13.5 Binding Effect. Subject to the restrictions set forth herein, the provisions of this Agreement will inure to the benefit of and be binding
on Raptor and CMI and their respective successors and permitted assigns.
13.6 Litigation Expense. In the event either party hereto commences litigation against the other to enforce its rights hereunder, the prevailing
party in such litigation shall be entitled to recover from the other its reasonable attorneys' fees and expenses incidental to such litigation.
13.7 Other Instruments. On termination, expiration or release of the Purchase Option and within ten (10) days after written request by Raptor,
from time to time, CMI agrees to execute such further documents as might be reasonably requested by Raptor to document such termination, expiration or release of the Purchase Option.
5
13.8 Governing Law. This Agreement will be construed and enforced according to the internal laws of the State
of Oklahoma.

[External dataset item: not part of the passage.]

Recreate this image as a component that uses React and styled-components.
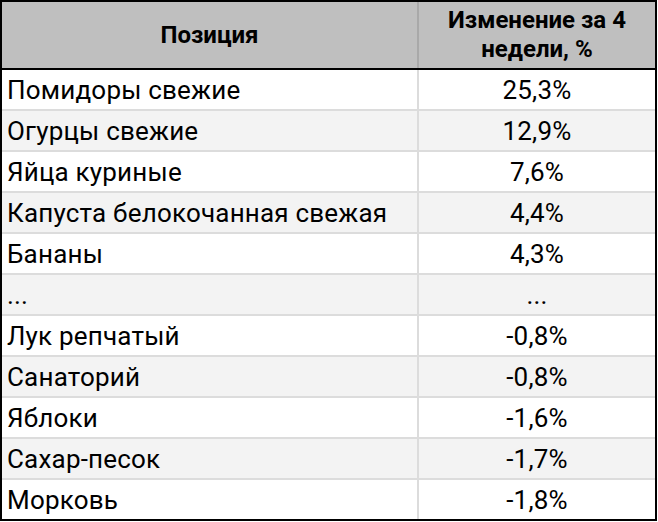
import React from "react";
import styled, { createGlobalStyle } from "styled-components";

const Global = createGlobalStyle`
  html, body { margin: 0; padding: 0; background: #fff; }
  body { font-family: Roboto, "Liberation Sans", sans-serif; }
`;

const Table = styled.div`
  width: 657px;
  box-sizing: border-box;
  border: 2px solid #000;
  display: flex;
  flex-direction: column;
  color: #000;
`;

const Row = styled.div`
  display: grid;
  grid-template-columns: 417px 1fr;
  height: ${(p) => (p.$head ? "66px" : "39px")};
  background: ${(p) => (p.$head ? "#bfbfbf" : p.$alt ? "#f3f3f3" : "#fff")};
  border-bottom: ${(p) =>
    p.$head ? "2px solid #000" : p.$last ? "none" : "2px solid #dcdcdc"};
`;

const Cell = styled.div`
  display: flex;
  align-items: center;
  justify-content: ${(p) => (p.$center ? "center" : "flex-start")};
  padding: ${(p) => (p.$center ? "0" : "0 0 0 5px")};
  border-right: ${(p) =>
    p.$divider ? `2px solid ${p.$head ? "#a9a9a9" : "#dcdcdc"}` : "none"};
  font-size: 26px;
  letter-spacing: 0.2px;
  white-space: nowrap;
`;

const HeadCell = styled(Cell)`
  font-weight: 700;
  font-size: 24px;
  letter-spacing: 0;
  line-height: 29px;
  text-align: center;
`;

const rows = [
  ["Помидоры свежие", "25,3%"],
  ["Огурцы свежие", "12,9%"],
  ["Яйца куриные", "7,6%"],
  ["Капуста белокочанная свежая", "4,4%"],
  ["Бананы", "4,3%"],
  ["...", "..."],
  ["Лук репчатый", "-0,8%"],
  ["Санаторий", "-0,8%"],
  ["Яблоки", "-1,6%"],
  ["Сахар-песок", "-1,7%"],
  ["Морковь", "-1,8%"],
];

export default function App() {
  return (
    <>
      <Global />
      <Table>
        <Row $head>
          <HeadCell $center $divider $head>
            Позиция
          </HeadCell>
          <HeadCell $center $head>
            Изменение за 4
            <br />
            недели, %
          </HeadCell>
        </Row>
        {rows.map(([name, val], i) => (
          <Row key={i} $alt={i % 2 === 1} $last={i === rows.length - 1}>
            <Cell $divider>{name}</Cell>
            <Cell $center>{val}</Cell>
          </Row>
        ))}
      </Table>
    </>
  );
}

All claims, disputes and other matters in question arising out of or relating to this Agreement, or the breach thereof, will be decided by proceedings in a court of competent jurisdiction in the State of Oklahoma.
IN WITNESS WHEREOF, the undersigned have executed this instrument on the date first above written.
RAPTOR MASTER, L.L.C., an
Oklahoma limited
liability company
By
Manager
CLIMATE MASTER, INC., a Delaware
corporation
By
President
STATE OF OKLAHOMA )
)
ss:
COUNTY OF OKLAHOMA )
This instrument was acknowledged before me on May ____, 2001, by
_____________________ ___________________, as Manager of Raptor Master, L.L.C., an Oklahoma limited liability company.
(Seal)
Notary
Public
My
Commission Expires:
STATE OF OKLAHOMA )
)
ss:
COUNTY OF OKLAHOMA )
This instrument was acknowledged before me on May ____, 2001, by
___________________
___________________, as President of Climate Master, Inc., a Delaware corporation.
(Seal)
Notary
Public
My
Commission Expires:
6
SCHEDULE 1
First Fee Mortgage is that certain mortgage dated May ___, 2001 between Raptor Master, L.L.C. as mortgagor and Gold Bank covering the property which is the subject of the attached Option, together with the debt secured thereby.